Greedy Strategy and Dynamic Programming Algorithms
Module 2: Greedy Strategy
1. Huffman Coding (Data Compression)
Definition: A greedy algorithm used for lossless data compression. It assigns variable-length codes to characters based on their frequency.
Working Principle:
- Count the frequency of each character.
- Place characters in a priority queue (Min-Heap) based on frequency.
- Pick two nodes with the lowest frequencies and create a new internal node with the sum of their frequencies.
- Repeat until only one node (the root) remains.
- Assign ‘0’ to the left branch and ‘1’ to the right branch.
Example: For characters {A:5, B:9, C:12, D:13, E:16, F:45}, the most frequent character (F) gets the shortest code (e.g., ‘0’), which saves space.
Time Complexity: $O(n \log n)$.
2. Fractional Knapsack Problem
Definition: A problem where we have a knapsack with a weight capacity $W$ and a set of items, each with a weight and a profit. The goal is to maximize profit.
Working Principle (Greedy):
- Calculate the profit-to-weight ($P/W$) ratio for every item.
- Sort items in descending order of this ratio.
- Take the full item if it fits.
- If the remaining capacity is less than the next item’s weight, take a fraction of that item.
Time Complexity: $O(n \log n)$ (due to sorting).
3. P, NP, NP-Complete, and NP-Hard
- P (Polynomial): These are problems solvable in $O(n^k)$ time (e.g., Binary Search).
- NP (Non-deterministic Polynomial): These are problems where a solution can be verified in polynomial time (e.g., Sudoku).
- NP-Hard: These are problems at least as hard as the hardest problems in NP. They do not necessarily have to be in NP.
- NP-Complete: This is a problem that is both in NP and NP-Hard. If any NP-complete problem is solved in polynomial time, then all NP problems can be solved in polynomial time.

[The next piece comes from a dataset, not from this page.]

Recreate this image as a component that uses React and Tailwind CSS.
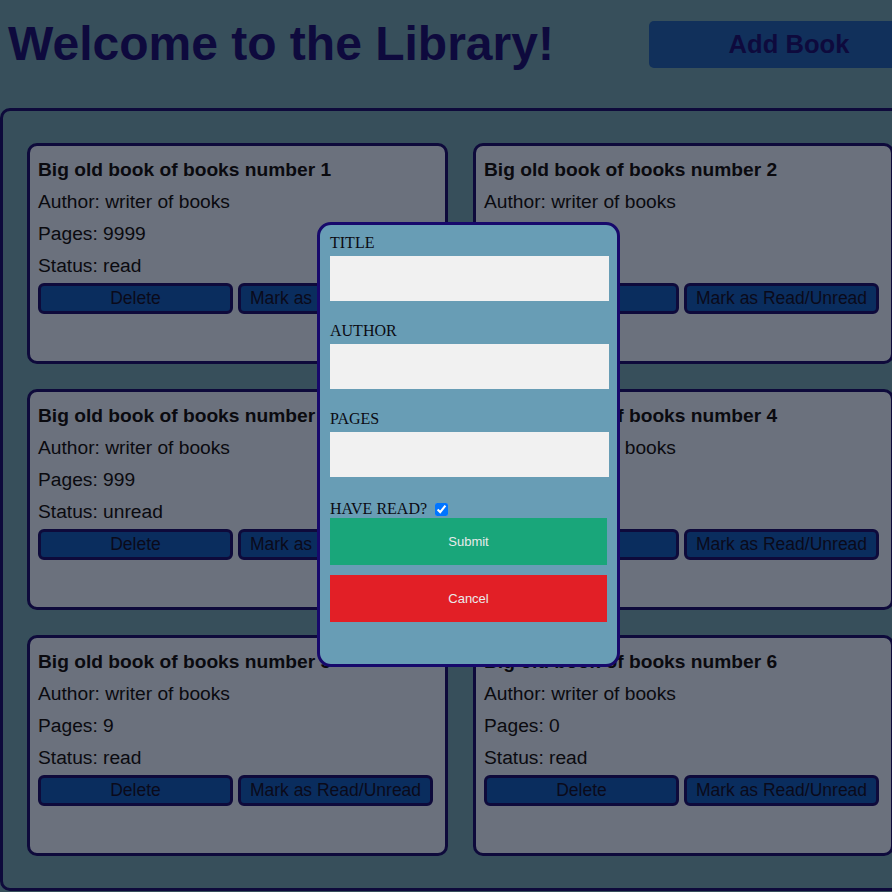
import React from 'react';

const books = [
  { title: 'Big old book of books number 1', author: 'writer of books', pages: 9999, read: true },
  { title: 'Big old book of books number 2', author: 'writer of books', pages: 99999, read: true },
  { title: 'Big old book of books number 3', author: 'writer of books', pages: 999, read: false },
  { title: 'Big old book of books number 4', author: 'writer of books', pages: 99, read: false },
  { title: 'Big old book of books number 5', author: 'writer of books', pages: 9, read: true },
  { title: 'Big old book of books number 6', author: 'writer of books', pages: 0, read: true },
];

function BookCard({ book }) {
  return (
    <div className="h-[221px] rounded-[10px] border-[3px] border-[#0e0a3b] bg-[#6b717d] px-2 pt-[8px] text-[19.2px] text-[#0a0a0f]">
      <div className="flex h-8 items-center font-bold">{book.title}</div>
      <div className="flex h-8 items-center">Author: {book.author}</div>
      <div className="flex h-8 items-center">Pages: {book.pages}</div>
      <div className="flex h-8 items-center">Status: {book.read ? 'read' : 'unread'}</div>
      <div className="mt-[1px] flex gap-[5px]">
        <button className="h-[31px] w-[195px] rounded-[6px] border-[3px] border-[#0e0a3b] bg-[#0a2d5e] text-[17.5px] leading-none text-[#0a0a1a]">Delete</button>
        <button className="h-[31px] w-[195px] rounded-[6px] border-[3px] border-[#0e0a3b] bg-[#0a2d5e] text-[17.5px] leading-none text-[#0a0a1a]">Mark as Read/Unread</button>
      </div>
    </div>
  );
}

function Field({ label, first }) {
  return (
    <div className={first ? '' : 'mt-5'}>
      <label className="block h-[18px] text-[16px] leading-[20px] text-[#0b0b12]">{label}</label>
      <input className="mt-[5px] block h-[45px] w-[279px] bg-[#f1f1f1] outline-none" />
    </div>
  );
}

export default function App() {
  return (
    <div className="relative h-[892px] w-[892px] overflow-hidden bg-[#374f5b] font-['Liberation_Sans',Arial,sans-serif]">
      <div className="grid h-[108px] grid-cols-[641px_280px] items-center pb-5 pl-2">
        <h1 className="text-[48px] font-bold leading-none text-[#0e0a3d]">Welcome to the Library!</h1>
        <button className="h-[47px] rounded-[5px] bg-[#11305b] text-[25.6px] font-bold text-[#0e0a3d]">Add Book</button>
      </div>

      <div className="w-[940px] rounded-[10px] border-[3px] border-[#0e0a3b] px-6 pb-8 pt-8">
        <div className="grid grid-cols-[421px_421px] gap-[25px]">
          {books.map((b) => (
            <BookCard key={b.title} book={b} />
          ))}
        </div>
      </div>

      <div className="absolute left-[317px] top-[222px] h-[445px] w-[303px] rounded-[14px] border-[3px] border-[#17096b] bg-[#689db5] px-[10px] pt-2 font-['Liberation_Serif','Times_New_Roman',serif]">
        <Field label="TITLE" first />
        <Field label="AUTHOR" />
        <Field label="PAGES" />
        <div className="mt-[23px] flex h-[18px] items-center text-[16px] leading-[18px] text-[#0b0b12]">
          HAVE READ?
          <input type="checkbox" defaultChecked className="ml-[8px] h-[13px] w-[13px]" />
        </div>
        <button className="block h-[47px] w-[277px] bg-[#19a67a] font-['Liberation_Sans',Arial,sans-serif] text-[13px] text-[#eaeaea]">Submit</button>
        <button className="mt-[10px] block h-[47px] w-[277px] bg-[#e21f26] font-['Liberation_Sans',Arial,sans-serif] text-[13px] text-[#eaeaea]">Cancel</button>
      </div>
    </div>
  );
}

Module 3: Dynamic Programming (DP)
4. 0/1 Knapsack Problem (DP)
Definition: Unlike the fractional version, items cannot be broken; you either take the item (1) or leave it (0).
Working Principle:
- Create a 2D table $V[n+1][W+1]$ where $n$ is the number of items and $W$ is capacity.
- Formula: $V[i, w] = \max(V[i-1, w], \text{profit}_i + V[i-1, w-\text{weight}_i])$.

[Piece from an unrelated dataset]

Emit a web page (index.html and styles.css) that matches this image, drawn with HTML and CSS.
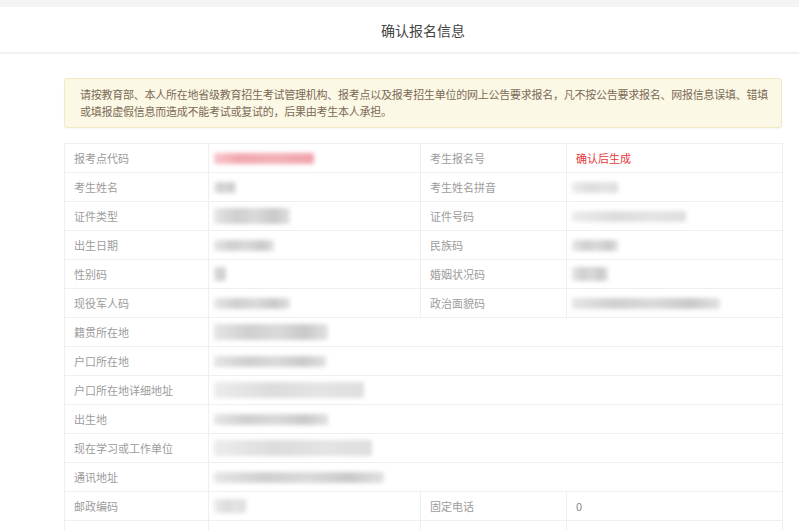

- The result is located in the last cell of the table.
Time Complexity: $O(n \times W)$.
5. Matrix Chain Multiplication (MCM)
Definition: Given a sequence of matrices, find the most efficient way to multiply them by minimizing total scalar multiplications.

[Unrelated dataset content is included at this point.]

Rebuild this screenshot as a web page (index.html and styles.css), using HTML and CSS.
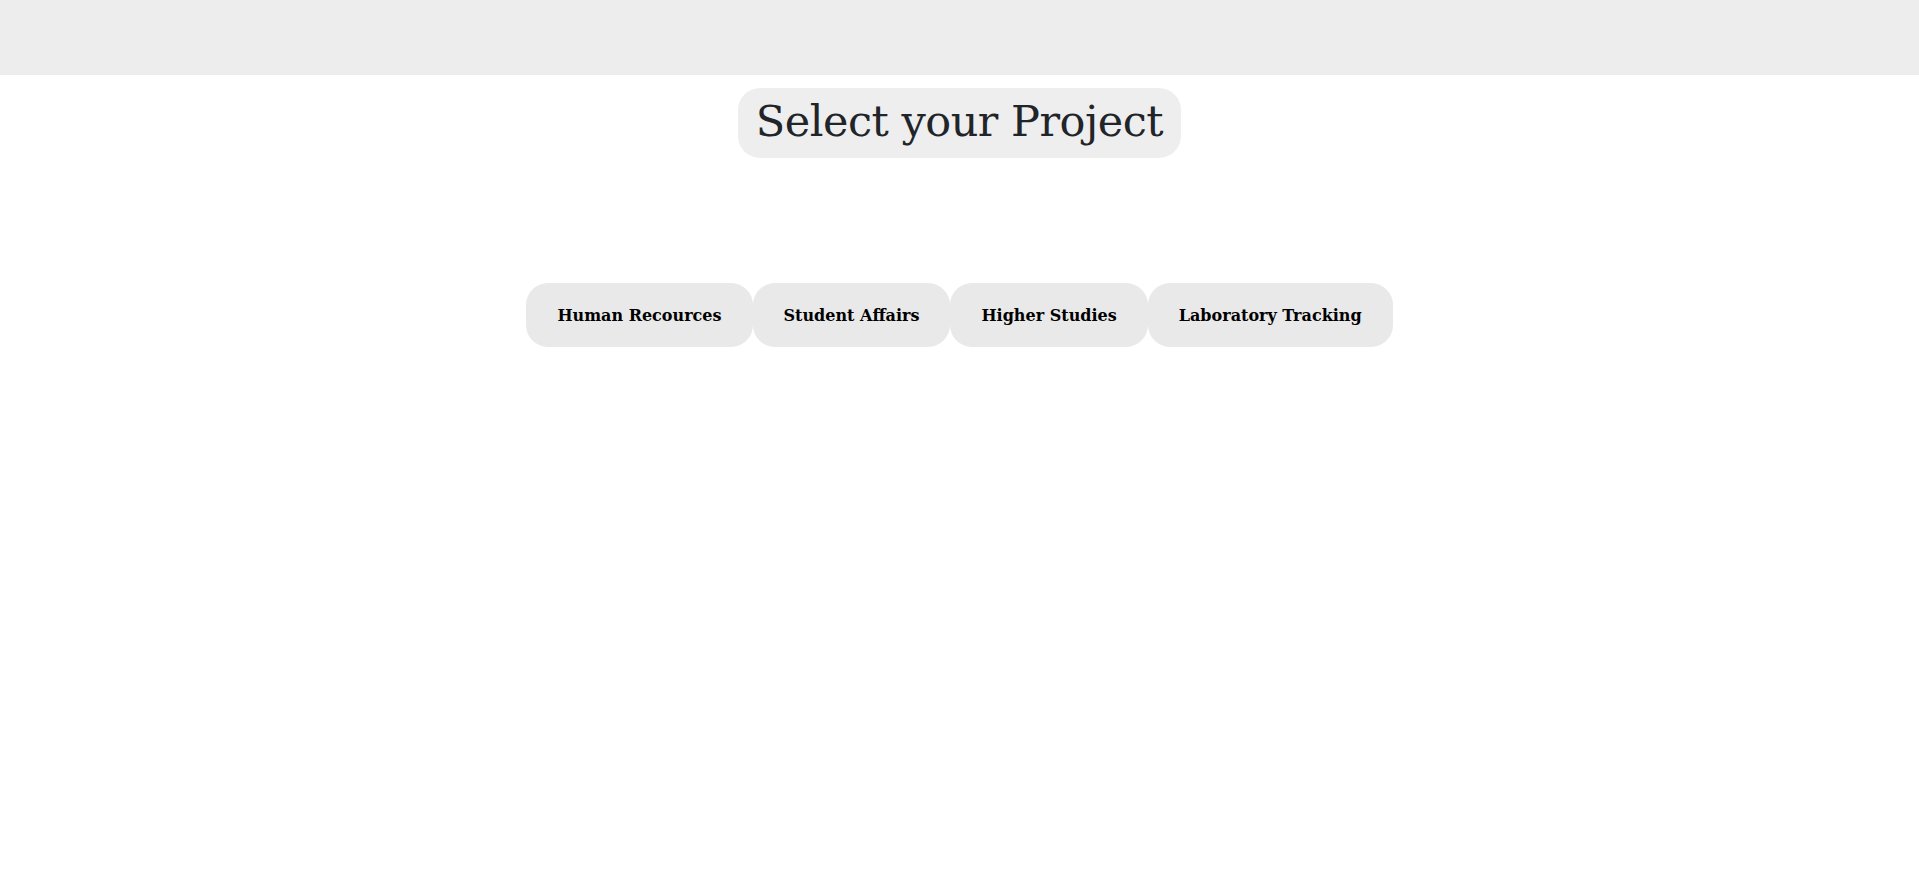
FILE: index.html
```html
<!DOCTYPE html>
<html>
<head>
<meta charset="utf-8">
<title>Select your Project</title>
<link rel="stylesheet" href="styles.css">
</head>
<body>
<header class="topbar"></header>
<main class="content">
  <h1 class="title">Select your Project</h1>
  <div class="projects">
    <button class="project">Human Recources</button>
    <button class="project">Student Affairs</button>
    <button class="project">Higher Studies</button>
    <button class="project">Laboratory Tracking</button>
  </div>
</main>
</body>
</html>
```

FILE: styles.css
```css
html, body {
  margin: 0;
  padding: 0;
  background: #ffffff;
}
body {
  font-family: "DejaVu Serif", serif;
}
.topbar {
  height: 75px;
  background: #ededed;
}
.content {
  display: flex;
  flex-direction: column;
  align-items: center;
}
.title {
  margin: 13px 0 0;
  height: 70px;
  box-sizing: border-box;
  padding: 0 18px 4px;
  display: flex;
  align-items: center;
  background: #eeeeee;
  border-radius: 22px;
  color: #212529;
  font-weight: 400;
  font-size: 43px;
  letter-spacing: -0.5px;
}
.projects {
  margin-top: 125px;
  display: flex;
}
.project {
  height: 64px;
  padding: 0 31px;
  border: none;
  border-radius: 22px;
  background: #e9e9e9;
  color: #000;
  font-family: "DejaVu Serif", serif;
  font-weight: 700;
  font-size: 16px;
  cursor: pointer;
}
```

Working Principle: It uses Dynamic Programming to find the optimal placement of parentheses. It does not actually multiply the matrices; it calculates the cost.
Recursive Formula: $m[i, j] = \min_{i \leq k < j} \{m[i, k] + m[k+1, j] + p_{i-1} \cdot p_k \cdot p_j\}$.
Time Complexity: $O(n^3)$.
6. Longest Common Subsequence (LCS)
Definition: This is the process of finding the longest sequence of characters that appears in the same relative order in two strings.
Working Principle:
- Build a 2D table.
- If characters match ($X[i] == Y[j]$): $L[i][j] = 1 + L[i-1][j-1]$.
- If they do not match: $L[i][j] = \max(L[i-1][j], L[i][j-1])$.
Time Complexity: $O(m \times n)$.
7. Floyd-Warshall Algorithm
Definition: This algorithm finds the shortest paths between all pairs of vertices in a weighted graph.
Working Principle: It uses a distance matrix and iteratively updates it by considering each vertex $k$ as an intermediate point between vertices $i$ and $j$.
Formula: $D_{i,j}^{(k)} = \min(D_{i,j}^{(k-1)}, D_{i,k}^{(k-1)} + D_{k,j}^{(k-1)})$.
Time Complexity: $O(V^3)$.
Exam Writing Tips for Algorithm Questions
For a five-mark question, follow this structure:
- Heading: (e.g., “0/1 Knapsack Problem”)
- Short Definition: (2 lines)
- Core Formula/Logic: (Use LaTeX-style notation if possible)
- Small Example: (e.g., a $2 \times 2$ table or a 3-node graph)
- Time Complexity: (e.g., $O(n^2)$ )